Customize stop words for keyword analysis:

from gplay_scraper.core.aso_analyzer import AsoAnalyzer

analyzer = AsoAnalyzer()

# View default stop words
print(f"Stop words count: {len(analyzer.default_stop_words)}")

# Add custom stop words
custom_stop_words = analyzer.default_stop_words.copy()
custom_stop_words.update(['custom', 'words', 'to', 'exclude'])

# Use custom stop words
tokens = analyzer.tokenize_text("Your text here", stop_words=custom_stop_words)

Caching Configuration

The library includes built-in caching for performance:

from gplay_scraper import GPlayScraper

scraper = GPlayScraper()

# First call - fetches from Play Store
data1 = scraper.analyze("com.hubolabs.hubo")

# Second call - uses cached data (much faster)
data2 = scraper.analyze("com.hubolabs.hubo")

# Clear cache if needed
scraper._cache.clear()

Environment Variables

You can use environment variables for configuration:

import os
from gplay_scraper import GPlayScraper

# Set environment variables
os.environ['GPLAY_TIMEOUT'] = '45'
os.environ['GPLAY_RATE_LIMIT'] = '2.0'

# Use in your application
timeout = int(os.environ.get('GPLAY_TIMEOUT', 30))
rate_limit = float(os.environ.get('GPLAY_RATE_LIMIT', 1.0))

scraper = GPlayScraper()
scraper.scraper.timeout = timeout
scraper.scraper.rate_limit_delay = rate_limit

Advanced Configuration

Custom Request Configuration

For advanced users who need full control:

from gplay_scraper import Config
import requests

# Get request configuration
config = Config.get_request_config()

# Modify configuration
config['timeout'] = 60
config['headers']['Accept-Language'] = 'en-US,en;q=0.9'

# Use with requests directly (advanced usage)
response = requests.get('https://example.com', **config)

Logging Configuration

Configure logging for debugging:

import logging
from gplay_scraper import GPlayScraper

# Enable debug logging
logging.basicConfig(level=logging.DEBUG)
logger = logging.getLogger('gplay_scraper')

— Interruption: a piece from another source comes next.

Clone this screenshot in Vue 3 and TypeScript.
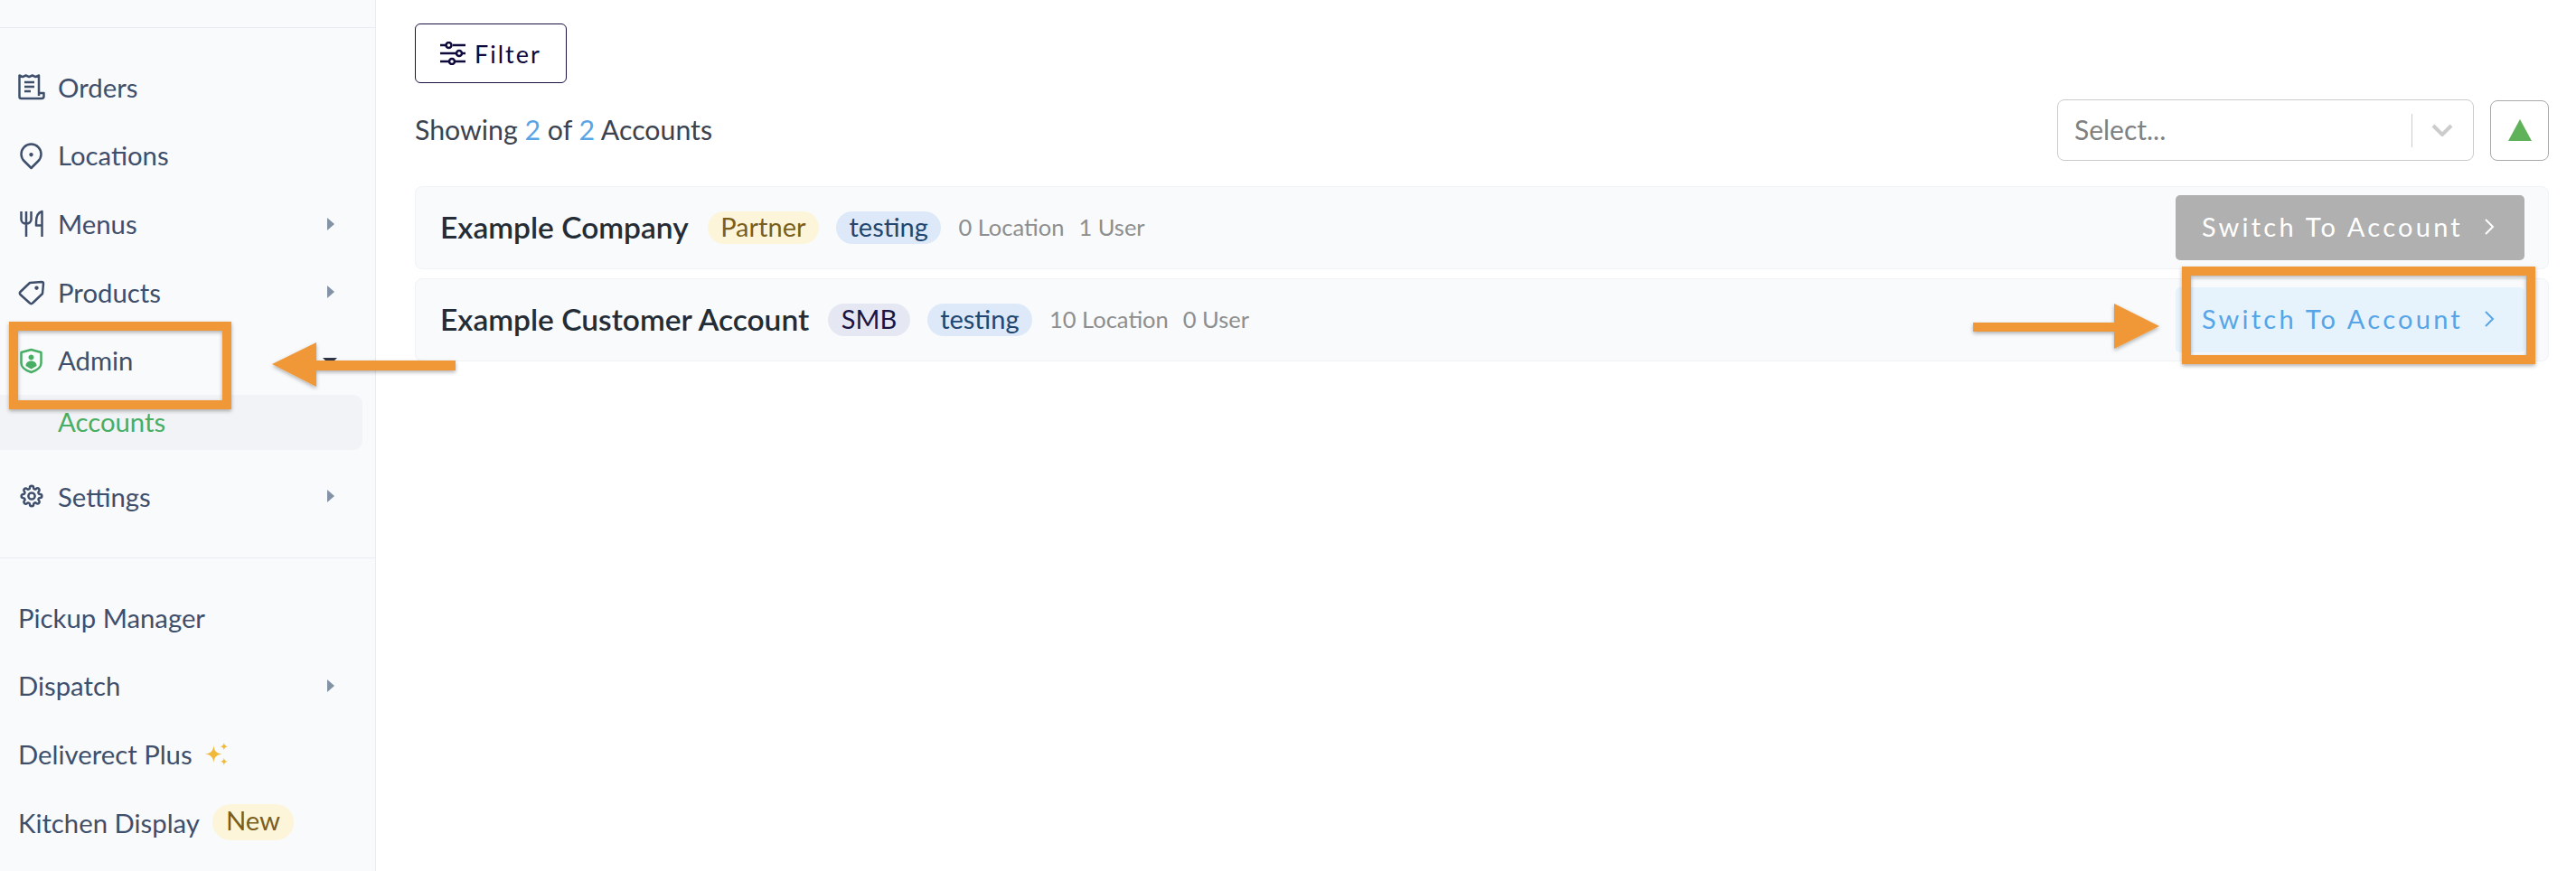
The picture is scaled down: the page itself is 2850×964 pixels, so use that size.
<script setup lang="ts">
interface NavIcon {
  viewBox?: string
  strokes: string[]
  fills?: string[]
}

interface NavItem {
  label: string
  icon?: NavIcon
  caret?: 'right' | 'down'
  active?: boolean
}

const gear =
  'M19.4 15a1.65 1.65 0 0 0 .33 1.82l.06.06a2 2 0 0 1 0 2.83 2 2 0 0 1-2.83 0l-.06-.06a1.65 1.65 0 0 0-1.82-.33 1.65 1.65 0 0 0-1 1.51V21a2 2 0 0 1-2 2 2 2 0 0 1-2-2v-.09A1.65 1.65 0 0 0 9 19.4a1.65 1.65 0 0 0-1.82.33l-.06.06a2 2 0 0 1-2.83 0 2 2 0 0 1 0-2.83l.06-.06a1.65 1.65 0 0 0 .33-1.82 1.65 1.65 0 0 0-1.51-1H3a2 2 0 0 1-2-2 2 2 0 0 1 2-2h.09A1.65 1.65 0 0 0 4.6 9a1.65 1.65 0 0 0-.33-1.82l-.06-.06a2 2 0 0 1 0-2.83 2 2 0 0 1 2.83 0l.06.06a1.65 1.65 0 0 0 1.82.33H9a1.65 1.65 0 0 0 1-1.51V3a2 2 0 0 1 2-2 2 2 0 0 1 2 2v.09a1.65 1.65 0 0 0 1 1.51 1.65 1.65 0 0 0 1.82-.33l.06-.06a2 2 0 0 1 2.83 0 2 2 0 0 1 0 2.83l-.06.06a1.65 1.65 0 0 0-.33 1.82V9a1.65 1.65 0 0 0 1.51 1H21a2 2 0 0 1 2 2 2 2 0 0 1-2 2h-.09a1.65 1.65 0 0 0-1.51 1z'

const mainNav: NavItem[] = [
  {
    label: 'Orders',
    icon: {
      strokes: [
        'M24 26V3.5l-3.6 1.6-3.6-1.6-3.6 1.6-3.6-1.6-3.6 1.6L2.5 3.5V27a2 2 0 0 0 2 2h22.5a2.5 2.5 0 0 0 2.5-2.5V23H24',
        'M8 11h11M8 16h11M8 21h7'
      ]
    }
  },
  {
    label: 'Locations',
    icon: {
      strokes: ['M15.5 30L8 22.5A11 11 0 1 1 23 22.5Z'],
      fills: ['M15.5 13a2.2 2.2 0 1 0 .01 0z']
    }
  },
  {
    label: 'Menus',
    caret: 'right',
    icon: {
      strokes: ['M4.5 3v9a5.5 4.5 0 0 0 11 0V3M10 3v28', 'M27.5 31V3c-4 1-6.5 5-6.5 12v3.5h6.5']
    }
  },
  {
    label: 'Products',
    caret: 'right',
    icon: {
      strokes: ['M3.5 16L14 6l13-1a2 2 0 0 1 2 2l-1 11-11 10.5a2 2 0 0 1-3 0L3.5 19a2 2 0 0 1 0-3z'],
      fills: ['M21.5 9.5a2.2 2.2 0 1 0 .01 0z']
    }
  },
  {
    label: 'Admin',
    caret: 'down',
    active: true,
    icon: {
      strokes: ['M4.5 7l11-3 11 3v12c0 5-6.5 8.5-11 10-4.5-1.5-11-5-11-10z'],
      fills: ['M15.5 9.5a3 3 0 1 0 .01 0z', 'M9.5 22c0-4 3-5.5 6-5.5s6 1.5 6 5.5l-6 3.5z']
    }
  }
]

const settingsItem: NavItem = {
  label: 'Settings',
  caret: 'right',
  icon: { viewBox: '-3.5 -3.5 31 31', strokes: [gear, 'M12 8.500a3.500 3.500 0 1 0 .01 0z'] }
}

interface Tag {
  text: string
  kind: 'yellow' | 'blue' | 'grey'
}

interface Account {
  name: string
  tags: Tag[]
  locations: number
  users: number
  hovered?: boolean
}

const accounts: Account[] = [
  {
    name: 'Example Company',
    tags: [
      { text: 'Partner', kind: 'yellow' },
      { text: 'testing', kind: 'blue' }
    ],
    locations: 0,
    users: 1
  },
  {
    name: 'Example Customer Account',
    tags: [
      { text: 'SMB', kind: 'grey' },
      { text: 'testing', kind: 'blue' }
    ],
    locations: 10,
    users: 0,
    hovered: true
  }
]
</script>

<template>
  <div class="page">
    <aside class="sidebar">
      <div class="side-top"></div>
      <nav class="nav-main">
        <div v-for="item in mainNav" :key="item.label" class="nav-row">
          <svg class="nav-icon" :class="{ green: item.active }" :viewBox="item.icon?.viewBox || '0 0 32 32'">
            <path v-for="d in item.icon?.strokes" :key="d" :d="d" class="ic-stroke" />
            <path v-for="d in item.icon?.fills" :key="d" :d="d" class="ic-fill" />
          </svg>
          <span class="nav-label">{{ item.label }}</span>
          <span v-if="item.caret" class="caret" :class="item.caret"></span>
        </div>
        <div class="nav-sub">Accounts</div>
        <div class="nav-row">
          <svg class="nav-icon" :viewBox="settingsItem.icon?.viewBox">
            <path v-for="d in settingsItem.icon?.strokes" :key="d" :d="d" class="ic-stroke" />
          </svg>
          <span class="nav-label">{{ settingsItem.label }}</span>
          <span class="caret right"></span>
        </div>
      </nav>
      <nav class="nav-extra">
        <div class="nav-row plain"><span class="nav-label">Pickup Manager</span></div>
        <div class="nav-row plain">
          <span class="nav-label">Dispatch</span>
          <span class="caret right"></span>
        </div>
        <div class="nav-row plain">
          <span class="nav-label">Deliverect Plus</span>
          <svg class="sparkle" viewBox="0 0 24 24">
            <path d="M9 3c.8 5.500 2.500 8 9 9-6.500 1-8.200 3.500-9 9-.8-5.500-2.500-8-9-9 6.500-1 8.200-3.500 9-9z" />
            <path d="M20 0c.4 2.500 1.300 3.500 4 4-2.700.5-3.600 1.500-4 4-.4-2.500-1.300-3.500-4-4 2.700-.5 3.600-1.500 4-4z" />
            <path d="M20 16c.4 2.500 1.300 3.500 4 4-2.700.5-3.600 1.500-4 4-.4-2.500-1.300-3.500-4-4 2.700-.5 3.600-1.500 4-4z" />
          </svg>
        </div>
        <div class="nav-row plain">
          <span class="nav-label">Kitchen Display</span>
          <span class="new-pill">New</span>
        </div>
      </nav>
    </aside>

    <main class="content">
      <button class="filter-btn">
        <svg width="30" height="26" viewBox="0 0 30 26" class="filter-icon">
          <path d="M1 4h6M15 4h14M1 13h17M26 13h3M1 22h9M18 22h11" />
          <circle cx="10.500" cy="4" r="3" />
          <circle cx="22" cy="13" r="3" />
          <circle cx="14" cy="22" r="3" />
        </svg>
        <span>Filter</span>
      </button>

      <div class="toolbar">
        <div class="showing">Showing <b>2</b> of <b>2</b> Accounts</div>
        <div class="select">
          <span class="select-text">Select...</span>
          <span class="select-sep"></span>
          <svg width="24" height="14" viewBox="0 0 24 14" class="select-chevron"><path d="M2 2l10 10L22 2" /></svg>
        </div>
        <button class="sort-btn">
          <svg width="26" height="24" viewBox="0 0 26 24"><path d="M13 0L26 24H0z" /></svg>
        </button>
      </div>

      <div class="cards">
        <div v-for="acc in accounts" :key="acc.name" class="card">
          <span class="card-name">{{ acc.name }}</span>
          <span v-for="tag in acc.tags" :key="tag.text" class="tag" :class="tag.kind">{{ tag.text }}</span>
          <span class="meta first">{{ acc.locations }} Location</span>
          <span class="meta">{{ acc.users }} User</span>
          <button class="switch-btn" :class="{ hovered: acc.hovered }">
            <span>Switch To Account</span>
            <svg width="14" height="20" viewBox="0 0 14 20"><path d="M3 2l8 8-8 8" /></svg>
          </button>
        </div>
      </div>
    </main>

    <!-- orange annotations drawn on top of the screenshot -->
    <svg class="annotations" width="2850" height="964" viewBox="0 0 2850 964">
      <defs>
        <filter id="shade" x="-10%" y="-20%" width="120%" height="140%">
          <feDropShadow dx="0" dy="2" stdDeviation="2" flood-color="#000" flood-opacity="0.3" />
        </filter>
      </defs>
      <g filter="url(#shade)">
        <rect x="15" y="361" width="236" height="87" fill="none" stroke="#f09737" stroke-width="10" />
        <path d="M301 403L350 379V399H504V410H350V428z" fill="#f09737" />
        <rect x="2419" y="300" width="381" height="98" fill="none" stroke="#f09737" stroke-width="10" />
        <path d="M2183 357H2339V336L2389 361L2339 386V367H2183z" fill="#f09737" />
      </g>
    </svg>
  </div>
</template>

<style>
html,
body {
  margin: 0;
  background: #fff;
}
</style>

<style scoped>
.page {
  position: relative;
  display: flex;
  width: 2850px;
  height: 964px;
  overflow: hidden;
  font-family: Lato, "Noto Sans", sans-serif;
  font-size: 29.3px;
  color: #3f4f6b;
}

.sidebar {
  width: 416px;
  flex: none;
  box-sizing: border-box;
  background: #f8fafc;
  border-right: 1.5px solid #e8ebf3;
}

.side-top {
  height: 30px;
  border-bottom: 1.5px solid #e8ebf3;
}

.nav-main {
  padding: 27.5px 0 29.5px;
  border-bottom: 1.5px solid #e8ebf3;
}

.nav-extra {
  padding-top: 28px;
}

.nav-row {
  position: relative;
  display: flex;
  align-items: center;
  height: 75.6px;
  padding-left: 19px;
}

.nav-row.plain {
  padding-left: 20px;
}

.nav-icon {
  width: 32px;
  height: 32px;
  margin-right: 13px;
  flex: none;
}

.ic-stroke {
  fill: none;
  stroke: #3f4f6b;
  stroke-width: 2.500px;
  stroke-linejoin: round;
  vector-effect: non-scaling-stroke;
}

.ic-fill {
  fill: #3f4f6b;
}

.nav-icon.green .ic-stroke {
  stroke: #48ae64;
}

.nav-icon.green .ic-fill {
  fill: #48ae64;
}

.caret {
  position: absolute;
  width: 0;
  height: 0;
}

.caret.right {
  left: 362px;
  top: 31px;
  border-top: 7px solid transparent;
  border-bottom: 7px solid transparent;
  border-left: 8px solid #8492a6;
}

.caret.down {
  left: 357px;
  top: 35px;
  border-left: 8px solid transparent;
  border-right: 8px solid transparent;
  border-top: 8px solid #2c3446;
}

.nav-sub {
  display: flex;
  align-items: center;
  height: 61px;
  margin: 1px 14px 13px 0;
  padding-left: 64px;
  padding-bottom: 3px;
  box-sizing: border-box;
  background: #f1f3f6;
  border-radius: 0 10px 10px 0;
  color: #48ae64;
}

.sparkle {
  width: 25px;
  height: 25px;
  margin-left: 14px;
  fill: #f0b93a;
}

.new-pill {
  margin-left: 14px;
  padding: 0 15px;
  height: 40px;
  line-height: 36px;
  border-radius: 20px;
  background: #fdf5d9;
  color: #7a5f1c;
}

.content {
  flex: 1;
  min-width: 0;
  padding: 26px 30px 0 43px;
}

button {
  font-family: inherit;
  cursor: pointer;
}

.filter-btn {
  display: flex;
  align-items: center;
  gap: 9px;
  width: 168px;
  height: 66px;
  padding: 0 0 0 26px;
  box-sizing: border-box;
  background: #fff;
  border: 1.500px solid #1a1445;
  border-radius: 6px;
  color: #0f0a3c;
  font-size: 27px;
  letter-spacing: 2px;
}

.filter-icon {
  fill: none;
  stroke: #0f0a3c;
  stroke-width: 2.500px;
}

.toolbar {
  display: flex;
  align-items: center;
  height: 68px;
  margin: 18px 0 28px;
}

.showing {
  flex: 1;
  font-size: 30.3px;
  color: #3b4250;
  padding-bottom: 2px;
}

.showing b {
  font-weight: 400;
  color: #57a5e6;
}

.select {
  display: flex;
  align-items: center;
  width: 461px;
  height: 68px;
  box-sizing: border-box;
  padding-left: 18px;
  border: 1.500px solid #ccc;
  border-radius: 8px;
  margin-right: 18px;
}

.select-text {
  flex: 1;
  font-size: 30px;
  color: #808080;
  padding-bottom: 2px;
}

.select-sep {
  width: 1.500px;
  height: 37px;
  background: #ccc;
}

.select-chevron {
  margin: 0 22px 0 21px;
  fill: none;
  stroke: #ccc;
  stroke-width: 4px;
}

.sort-btn {
  display: flex;
  align-items: center;
  justify-content: center;
  width: 65px;
  height: 67px;
  padding: 0;
  background: #fff;
  border: 1.500px solid #aaa;
  border-radius: 8px;
}

.sort-btn path {
  fill: #5fb25a;
}

.cards {
  display: flex;
  flex-direction: column;
  gap: 10px;
}

.card {
  display: flex;
  align-items: center;
  height: 92px;
  box-sizing: border-box;
  padding: 0 26px 0 27px;
  background: #f8fafc;
  border: 1.500px solid #f0f2f6;
  border-radius: 8px;
}

.card-name {
  font-size: 33.5px;
  font-weight: 600;
  color: #242c36;
  margin-right: 21px;
  padding-bottom: 2px;
}

.tag {
  height: 36px;
  line-height: 34px;
  padding: 0 14.5px;
  border-radius: 18px;
  margin-right: 19px;
  font-size: 29px;
}

.meta {
  font-size: 25.5px;
  color: #8e8e8e;
  margin-right: 16px;
  padding-bottom: 2px;
}

.tag.yellow {
  background: #fdf5d9;
  color: #7a5f1c;
}

.tag.blue {
  background: #dde9f8;
  color: #21466f;
}

.tag.grey {
  background: #e5e8f2;
  color: #1a1445;
}

.switch-btn {
  display: flex;
  align-items: center;
  width: 386px;
  height: 72px;
  margin-left: auto;
  padding: 0 0 3px 29px;
  box-sizing: border-box;
  border: none;
  border-radius: 5px;
  background: #b0b0b0;
  color: #fff;
  font-size: 29px;
  letter-spacing: 3.25px;
}

.switch-btn svg {
  margin-left: 22px;
  fill: none;
  stroke: #fff;
  stroke-width: 2px;
}

.switch-btn.hovered {
  background: #e6f3fd;
  color: #57a5e6;
}

.switch-btn.hovered svg {
  stroke: #57a5e6;
}

.annotations {
  position: absolute;
  left: 0;
  top: 0;
  pointer-events: none;
}
</style>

# Now you'll see detailed logs
scraper = GPlayScraper()
data = scraper.analyze("com.hubolabs.hubo")

Error Handling

Handle errors gracefully:

from gplay_scraper import GPlayScraper, AppNotFoundError, NetworkError

scraper = GPlayScraper()

try:
    data = scraper.app_analyze("com.whatsapp")
except AppNotFoundError:
    print("App not found")
except NetworkError:
    print("Network error occurred")
except Exception as e:
    print(f"Unexpected error: {e}")

When to Use Each Method

App Methods

app_analyze() - Need all data for comprehensive analysis
app_get_field() - Need just one specific value
app_get_fields() - Need several specific fields (more efficient)
app_print_field() - Quick debugging/console output
app_print_fields() - Quick debugging of multiple values
app_print_all() - Explore available data structure

Search Methods

search_analyze() - Need complete data for all search results
search_get_field() - Need just one field from all results
search_get_fields() - Need specific fields from all results
search_print_all() - Explore available data structure

Reviews Methods

reviews_analyze() - Need complete review data for analysis
reviews_get_field() - Need just one field (e.g., all scores)
reviews_get_fields() - Need specific fields (more efficient)
reviews_print_all() - Explore available data structure

Developer Methods

developer_analyze() - Need complete data for all apps
developer_get_field() - Need just one field from all apps
developer_get_fields() - Need specific fields from all apps
developer_print_all() - Explore available data structure

List Methods

list_analyze() - Need complete data for all chart apps
list_get_field() - Need just one field from all apps
list_get_fields() - Need specific fields from all apps
list_print_all() - Explore available data structure

Similar Methods

similar_analyze() - Need complete data for similar apps
similar_get_field() - Need just one field from all apps
similar_get_fields() - Need specific fields from all apps
similar_print_all() - Explore available data structure

Suggest Methods

suggest_analyze() - Need list of suggestions
suggest_nested() - Need suggestions for suggestions
suggest_print_all() - Quick console output
suggest_print_nested() - Quick nested output

Best Practices

Rate Limiting: Always use appropriate rate limiting to avoid being blocked. The default 1-second delay is recommended.
Error Handling: Always wrap scraper calls in try-catch blocks for production use.
HTTP Client Selection: Start with default (requests), install 2-3 backup clients for reliability.
Method Selection: Use get_fields() instead of multiple get_field() calls for better performance.
Timeouts: Adjust timeouts based on your network conditions and requirements.
Logging: Enable logging in development to understand what’s happening under the hood.
Multi-Region: Use lang and country parameters to get localized data for different markets.